## Your instructions
Where a line below holds the string "page", copy that line.

** START OF Collected material **

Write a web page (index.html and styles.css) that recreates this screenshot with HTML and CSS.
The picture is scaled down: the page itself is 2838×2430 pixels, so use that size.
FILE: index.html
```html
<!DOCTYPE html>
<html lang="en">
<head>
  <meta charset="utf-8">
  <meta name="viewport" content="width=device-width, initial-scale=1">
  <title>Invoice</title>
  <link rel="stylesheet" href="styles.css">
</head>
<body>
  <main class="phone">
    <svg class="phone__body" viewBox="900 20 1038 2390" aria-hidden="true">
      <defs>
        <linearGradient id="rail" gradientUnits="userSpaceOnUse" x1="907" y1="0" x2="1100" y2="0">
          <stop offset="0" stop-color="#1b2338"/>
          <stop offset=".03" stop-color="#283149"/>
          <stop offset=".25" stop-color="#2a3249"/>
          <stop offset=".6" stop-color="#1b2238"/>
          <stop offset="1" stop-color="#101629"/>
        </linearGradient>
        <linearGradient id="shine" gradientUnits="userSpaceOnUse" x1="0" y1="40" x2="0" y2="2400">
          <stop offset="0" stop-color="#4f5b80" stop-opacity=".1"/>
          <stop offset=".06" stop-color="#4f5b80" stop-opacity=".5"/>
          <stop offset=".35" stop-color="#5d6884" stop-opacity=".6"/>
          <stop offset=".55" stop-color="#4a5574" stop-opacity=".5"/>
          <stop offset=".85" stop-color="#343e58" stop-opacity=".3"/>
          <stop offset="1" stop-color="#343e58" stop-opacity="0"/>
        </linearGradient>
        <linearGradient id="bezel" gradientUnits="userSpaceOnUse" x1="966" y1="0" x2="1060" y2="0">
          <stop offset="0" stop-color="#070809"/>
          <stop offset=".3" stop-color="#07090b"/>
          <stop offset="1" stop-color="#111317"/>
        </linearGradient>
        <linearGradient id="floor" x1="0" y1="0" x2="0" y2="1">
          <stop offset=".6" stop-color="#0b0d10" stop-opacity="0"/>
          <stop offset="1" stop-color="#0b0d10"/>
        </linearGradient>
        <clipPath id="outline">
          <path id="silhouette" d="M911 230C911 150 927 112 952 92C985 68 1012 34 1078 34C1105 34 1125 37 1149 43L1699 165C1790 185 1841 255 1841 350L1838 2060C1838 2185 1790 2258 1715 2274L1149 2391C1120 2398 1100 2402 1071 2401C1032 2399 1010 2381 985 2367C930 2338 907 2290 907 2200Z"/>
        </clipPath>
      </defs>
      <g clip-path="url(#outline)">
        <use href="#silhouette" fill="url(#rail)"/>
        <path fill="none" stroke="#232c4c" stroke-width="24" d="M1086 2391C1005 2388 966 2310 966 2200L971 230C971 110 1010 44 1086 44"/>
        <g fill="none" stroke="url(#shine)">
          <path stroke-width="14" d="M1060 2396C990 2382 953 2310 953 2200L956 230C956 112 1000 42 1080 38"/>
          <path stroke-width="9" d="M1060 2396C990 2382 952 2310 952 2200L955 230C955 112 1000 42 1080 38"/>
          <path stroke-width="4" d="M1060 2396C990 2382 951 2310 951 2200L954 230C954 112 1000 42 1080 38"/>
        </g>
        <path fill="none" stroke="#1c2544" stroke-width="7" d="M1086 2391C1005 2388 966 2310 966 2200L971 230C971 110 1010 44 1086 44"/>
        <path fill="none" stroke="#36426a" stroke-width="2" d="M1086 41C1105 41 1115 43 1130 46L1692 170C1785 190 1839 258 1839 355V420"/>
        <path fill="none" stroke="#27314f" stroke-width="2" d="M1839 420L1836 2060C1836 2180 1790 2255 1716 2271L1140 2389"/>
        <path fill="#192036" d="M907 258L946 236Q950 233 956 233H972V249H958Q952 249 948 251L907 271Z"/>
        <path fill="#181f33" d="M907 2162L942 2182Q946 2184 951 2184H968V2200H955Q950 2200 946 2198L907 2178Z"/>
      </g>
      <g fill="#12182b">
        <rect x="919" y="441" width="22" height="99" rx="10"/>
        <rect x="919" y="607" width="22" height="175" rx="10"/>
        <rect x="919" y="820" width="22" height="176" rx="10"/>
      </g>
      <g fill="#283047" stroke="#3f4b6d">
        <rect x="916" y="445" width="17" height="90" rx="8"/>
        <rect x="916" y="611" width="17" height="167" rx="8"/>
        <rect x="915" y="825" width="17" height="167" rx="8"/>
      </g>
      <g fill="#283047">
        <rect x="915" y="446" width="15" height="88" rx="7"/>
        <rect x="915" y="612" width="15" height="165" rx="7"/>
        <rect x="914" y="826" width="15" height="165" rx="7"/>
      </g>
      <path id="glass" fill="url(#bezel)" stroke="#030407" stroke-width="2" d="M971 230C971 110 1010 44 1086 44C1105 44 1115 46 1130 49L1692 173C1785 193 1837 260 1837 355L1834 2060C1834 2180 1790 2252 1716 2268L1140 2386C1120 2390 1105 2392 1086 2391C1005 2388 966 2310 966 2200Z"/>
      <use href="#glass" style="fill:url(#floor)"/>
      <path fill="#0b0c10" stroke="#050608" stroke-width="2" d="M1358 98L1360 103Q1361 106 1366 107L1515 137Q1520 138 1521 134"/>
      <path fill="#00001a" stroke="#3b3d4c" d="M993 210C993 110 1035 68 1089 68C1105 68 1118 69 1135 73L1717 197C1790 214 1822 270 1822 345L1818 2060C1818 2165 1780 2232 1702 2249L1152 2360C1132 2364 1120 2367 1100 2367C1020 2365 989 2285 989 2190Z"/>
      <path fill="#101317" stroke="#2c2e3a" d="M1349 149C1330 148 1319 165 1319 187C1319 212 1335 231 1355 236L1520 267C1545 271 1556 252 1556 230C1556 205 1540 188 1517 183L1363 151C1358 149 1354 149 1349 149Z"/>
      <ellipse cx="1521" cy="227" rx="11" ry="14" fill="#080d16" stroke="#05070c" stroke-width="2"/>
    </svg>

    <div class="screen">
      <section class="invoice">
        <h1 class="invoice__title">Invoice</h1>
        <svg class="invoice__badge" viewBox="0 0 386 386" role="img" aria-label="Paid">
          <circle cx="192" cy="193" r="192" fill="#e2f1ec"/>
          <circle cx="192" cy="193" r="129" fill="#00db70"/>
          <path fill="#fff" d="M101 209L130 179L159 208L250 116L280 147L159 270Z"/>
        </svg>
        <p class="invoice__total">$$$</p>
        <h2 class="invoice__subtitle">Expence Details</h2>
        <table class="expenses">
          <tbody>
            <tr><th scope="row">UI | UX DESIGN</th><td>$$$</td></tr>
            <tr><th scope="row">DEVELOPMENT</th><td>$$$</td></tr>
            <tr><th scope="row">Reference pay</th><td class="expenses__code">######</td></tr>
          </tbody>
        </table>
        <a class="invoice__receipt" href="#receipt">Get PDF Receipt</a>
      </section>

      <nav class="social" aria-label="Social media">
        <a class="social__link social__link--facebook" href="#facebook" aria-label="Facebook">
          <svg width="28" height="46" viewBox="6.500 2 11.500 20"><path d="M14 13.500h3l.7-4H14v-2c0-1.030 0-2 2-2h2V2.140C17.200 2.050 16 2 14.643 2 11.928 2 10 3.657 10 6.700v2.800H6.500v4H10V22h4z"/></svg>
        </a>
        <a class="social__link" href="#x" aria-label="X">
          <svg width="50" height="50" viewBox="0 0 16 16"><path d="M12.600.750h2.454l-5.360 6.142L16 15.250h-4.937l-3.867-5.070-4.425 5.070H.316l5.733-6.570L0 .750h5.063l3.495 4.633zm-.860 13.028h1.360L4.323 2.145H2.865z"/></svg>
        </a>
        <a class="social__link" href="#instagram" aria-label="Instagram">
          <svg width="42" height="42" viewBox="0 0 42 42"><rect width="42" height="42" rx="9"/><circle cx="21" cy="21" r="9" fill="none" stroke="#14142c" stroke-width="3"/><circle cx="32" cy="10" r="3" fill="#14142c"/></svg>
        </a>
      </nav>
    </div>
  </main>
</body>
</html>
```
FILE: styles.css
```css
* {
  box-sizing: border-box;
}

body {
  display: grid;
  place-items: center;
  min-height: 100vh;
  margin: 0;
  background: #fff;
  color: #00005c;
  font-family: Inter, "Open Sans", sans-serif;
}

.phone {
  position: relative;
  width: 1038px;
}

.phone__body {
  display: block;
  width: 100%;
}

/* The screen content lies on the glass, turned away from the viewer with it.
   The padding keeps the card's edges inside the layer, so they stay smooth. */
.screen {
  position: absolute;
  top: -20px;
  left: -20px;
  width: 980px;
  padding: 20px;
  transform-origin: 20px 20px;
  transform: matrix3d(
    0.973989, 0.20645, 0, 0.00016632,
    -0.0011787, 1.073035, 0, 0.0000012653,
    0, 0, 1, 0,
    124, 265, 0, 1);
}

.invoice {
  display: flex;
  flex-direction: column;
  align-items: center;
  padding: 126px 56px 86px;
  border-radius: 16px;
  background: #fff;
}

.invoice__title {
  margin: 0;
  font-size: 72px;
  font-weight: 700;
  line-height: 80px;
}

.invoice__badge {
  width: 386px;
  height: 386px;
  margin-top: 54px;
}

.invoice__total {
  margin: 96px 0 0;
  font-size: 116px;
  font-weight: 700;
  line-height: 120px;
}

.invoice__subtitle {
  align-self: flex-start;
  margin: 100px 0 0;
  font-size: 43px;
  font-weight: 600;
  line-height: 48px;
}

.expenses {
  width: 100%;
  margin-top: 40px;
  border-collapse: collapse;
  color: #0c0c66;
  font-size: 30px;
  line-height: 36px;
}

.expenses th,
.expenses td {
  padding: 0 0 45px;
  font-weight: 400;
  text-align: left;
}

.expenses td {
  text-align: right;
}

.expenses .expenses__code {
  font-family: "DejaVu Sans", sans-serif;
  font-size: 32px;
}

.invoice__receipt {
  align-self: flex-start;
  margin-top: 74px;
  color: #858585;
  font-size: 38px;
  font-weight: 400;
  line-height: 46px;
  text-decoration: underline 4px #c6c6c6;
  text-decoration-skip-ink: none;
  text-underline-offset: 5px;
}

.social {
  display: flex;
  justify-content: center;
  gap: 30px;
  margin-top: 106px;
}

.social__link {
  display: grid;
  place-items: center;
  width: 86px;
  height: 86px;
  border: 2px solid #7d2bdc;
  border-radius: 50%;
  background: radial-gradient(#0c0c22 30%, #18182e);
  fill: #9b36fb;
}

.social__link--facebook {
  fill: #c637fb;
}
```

** END OF Collected material **

## Exercise response
Write a web page (index.html and styles.css) that recreates this screenshot with HTML and CSS.
The picture is scaled down: the page itself is 2838×2430 pixels, so use that size.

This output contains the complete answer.